As I write this, Halloween is fast approaching. For me, it’s a time of binging on bad horror movies, gorging myself on Starbursts, and watching girls make things slutty that I didn’t even know could be slutty. Yet those long shadows and that eerie October chill also make a great time to enjoy some good old-fashioned metal, even if by “old fashioned” I really mean a style which just emerged a few years ago. I’m talking about “blackened heavy metal” — the type pedaled by Barbarian, Midnight, and that Exoskelett album from a couple months back. Combining early 80s riffing with raspy vocals and a modern punch, this style isn’t a “wave” quite yet, but that doesn’t mean new bands aren’t clawing their way up from the underground.
Enter Vaultwraith. This Missouri quartet just released their Wrath of the Wraith demo last year before signing to Hells Headbangers for debut full-length Death Is Proof of Satan’s Power. As one might expect from artwork that seemingly depicts Abigail growing up and becoming the devil’s new sidepiece, Vaultwraith mainly take influence from the classic metal of King Diamond and Mercyful Fate, albeit with beefier guitars and a more modern production. Likewise, the “blackened” flair is primarily achieved by the raspy roars of vocalist/guitarist/general mastermind “The Warlock,” who also garnishes these eleven tracks with subtle symphonics and morbid choirs for a little extra ambiance.
It’s not a bad formula. Opener “The Vaultwraith” sets the stage with ambient sound effects of some dude opening a vault, before introducing a spooky melody that soon explodes into a quick speed metal gallop. Follow-up “Ravaged in the Crimson Mist” and late highlight “High Priestess of the Wolf Coven” stand out by slowing things to a swaggering stomp, fueled by riffs crunchier than a fistful of corn nuts. Warlock’s guitar chops further show on songs like banging thrasher “Infernal Realms Unfold,” while his colorful solos pepper the rest of Death with some delightful classic metal flair. See “Devilcraft,” whose swirling Maiden-esque leads screech high into the night sky like a wailing banshee. In addition to the aforementioned symphonics, Warlock also effectively conjures an evil atmosphere with ghastly chord progressions, often coupled with easing the tempo to a dreary dirge. Check closer “Skeletonized Malediction,” whose harrowing keyboards are underlaid by a driving bassline that rumbles like a Choo Choo train to hell.

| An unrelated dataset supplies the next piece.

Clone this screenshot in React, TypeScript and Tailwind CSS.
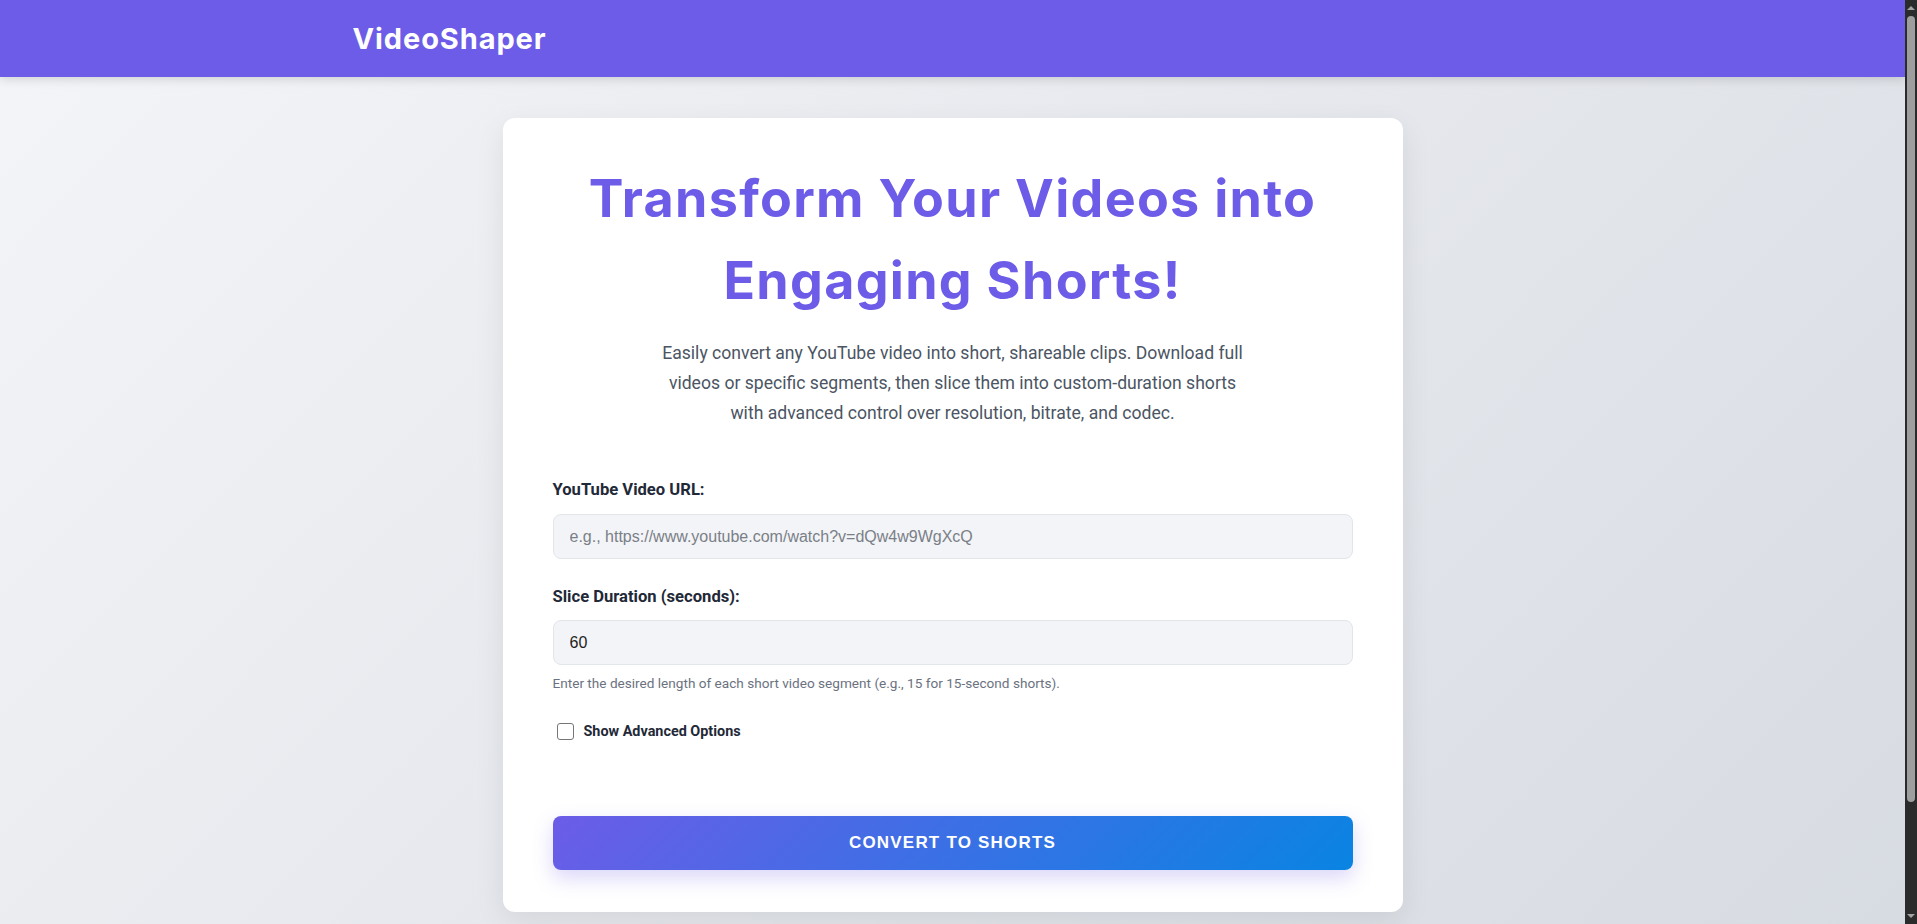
import React from "react";

function FakeScrollbar() {
  return (
    <div className="fixed right-0 top-0 z-50 flex h-screen w-[12px] flex-col items-center bg-[#2b2b2b]">
      <div className="flex h-[16px] w-full items-center justify-center">
        <span className="block h-0 w-0 border-x-[4px] border-b-[4px] border-x-transparent border-b-[#a3a3a3]" />
      </div>
      <div className="w-full flex-1 px-[2px]">
        <div className="h-[786px] w-full rounded-full bg-[#9e9e9e]" />
      </div>
      <div className="flex h-[16px] w-full items-center justify-center">
        <span className="block h-0 w-0 border-x-[4px] border-t-[4px] border-x-transparent border-t-[#a3a3a3]" />
      </div>
    </div>
  );
}

export default function App() {
  return (
    <div className="min-h-[1046px] w-[calc(100%-12px)] bg-[linear-gradient(135deg,#f4f5f8_0%,#d6dae1_100%)] font-['Roboto',sans-serif]">
      <FakeScrollbar />
      <header className="h-[77px] bg-[#6c5ce7] shadow-[0_2px_10px_rgba(0,0,0,0.15)]">
        <div className="mx-auto flex h-full max-w-[1200px] items-center">
          <h1 className="font-['Inter',sans-serif] text-[29px] font-bold tracking-[0.9px] text-white">
            VideoShaper
          </h1>
        </div>
      </header>
      <main className="pt-[41px] pb-[134px]">
        <div className="mx-auto w-[900px] rounded-xl bg-white px-[50px] pt-[40px] pb-[42px] shadow-[0_10px_30px_rgba(0,0,0,0.08)]">
          <h2 className="text-center font-['Inter',sans-serif] text-[52px] font-bold leading-[82px] tracking-[1.3px] text-[#6c5ce7]">
            Transform Your Videos into
            <br />
            Engaging Shorts!
          </h2>
          <p className="mx-auto mt-[16px] max-w-[600px] text-center text-[17.6px] leading-[30px] text-[#4b5563]">
            Easily convert any YouTube video into short, shareable clips. Download full videos or specific segments, then
            slice them into custom-duration shorts with advanced control over resolution, bitrate, and codec.
          </p>
          <form className="mt-[52px]" onSubmit={(e) => e.preventDefault()}>
            <label className="block text-[16.6px] font-bold leading-[20px] text-[#1f2937]">YouTube Video URL:</label>
            <input
              type="text"
              placeholder="e.g., https://www.youtube.com/watch?v=dQw4w9WgXcQ"
              className="mt-[14px] block h-[45px] w-full rounded-lg border border-[#e2e5ea] bg-[#f3f4f7] px-[16px] font-['Liberation_Sans',sans-serif] text-[16px] text-[#1f2937] outline-none placeholder:text-[#7a7f87]"
            />
            <label className="mt-[28px] block text-[16.6px] font-bold leading-[20px] text-[#1f2937]">
              Slice Duration (seconds):
            </label>
            <input
              type="text"
              defaultValue="60"
              className="mt-[13px] block h-[45px] w-full rounded-lg border border-[#e2e5ea] bg-[#f3f4f7] px-[16px] font-['Liberation_Sans',sans-serif] text-[16px] text-[#222] outline-none"
            />
            <p className="mt-[9px] text-[13.6px] leading-[18px] text-[#6b7280]">
              Enter the desired length of each short video segment (e.g., 15 for 15-second shorts).
            </p>
            <div className="mt-[29px] flex items-center gap-[10px] pl-[4px]">
              <span className="block h-[17px] w-[17px] rounded-[3px] border border-[#767676] bg-white" />
              <span className="text-[14.4px] font-bold text-[#1f2937]">Show Advanced Options</span>
            </div>
            <button
              type="submit"
              className="mt-[73px] flex h-[54px] w-full items-center justify-center rounded-lg bg-[linear-gradient(135deg,#6c5ce7_0%,#0984e3_100%)] font-['Liberation_Sans',sans-serif] text-[17px] font-bold uppercase tracking-[1.2px] text-white shadow-[0_8px_20px_rgba(108,92,231,0.25)]"
            >
              Convert to Shorts
            </button>
          </form>
        </div>
      </main>
    </div>
  );
}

Unfortunately, there are a few too many of these slower songs, particularly in Death’s second half. After some quick cuts early in the tracklist, this ultimately causes the album to feel like it runs out of steam at the end, an issue that late instrumental “Damsel in Disgust” attempts to rectify without success. Forty-eight minutes is also a bit long for this style, and the loud production sacrifices some of the atmosphere at the altar of guitar crunch. The biggest problem, however, is a bizarre vocal effect used throughout the record. Rather than just add a bit of reverb and be done with it, Vaultwraith instead employ a layered echo that makes it sound like a bunch of demons are repeating the lyrics out-of-sync with one another a fraction of a second after they’re initially uttered. It’s a weird and annoying effect that probably stems from having three vocalists in the lineup, and though I learned to cope after repeat listens, ultimately the vocal layering works about as well as trying to argue for a refund at your local Halloween Express.1
Still, for all my gripes I have to admit Vaultwraith may be onto something here. Moments like the slithering chorus harmonies of “Ravaged by the Crimson Mist” are a blast, as is the Motorhead-esque charge of “Devilcraft” and the theatrical melodies of “Manifest at Midnight.” The songwriting is simple without being overly predictable, the atmosphere is engrossing, and with repeat listens I was surprised by how many of these riffs had embedded themselves in my head. Though there are still some unanswered questions (Why is death proof of Satan’s power? Why are three vocalists needed? How long will it take our commenters to add unicorn horns to those demon horses on the cover?) ultimately the only one that matters is this: are you interested in a Midnight that’s less No Mercy for Mayhem and more Mercyful Fate? Then don’t leave this buried in the vault just yet.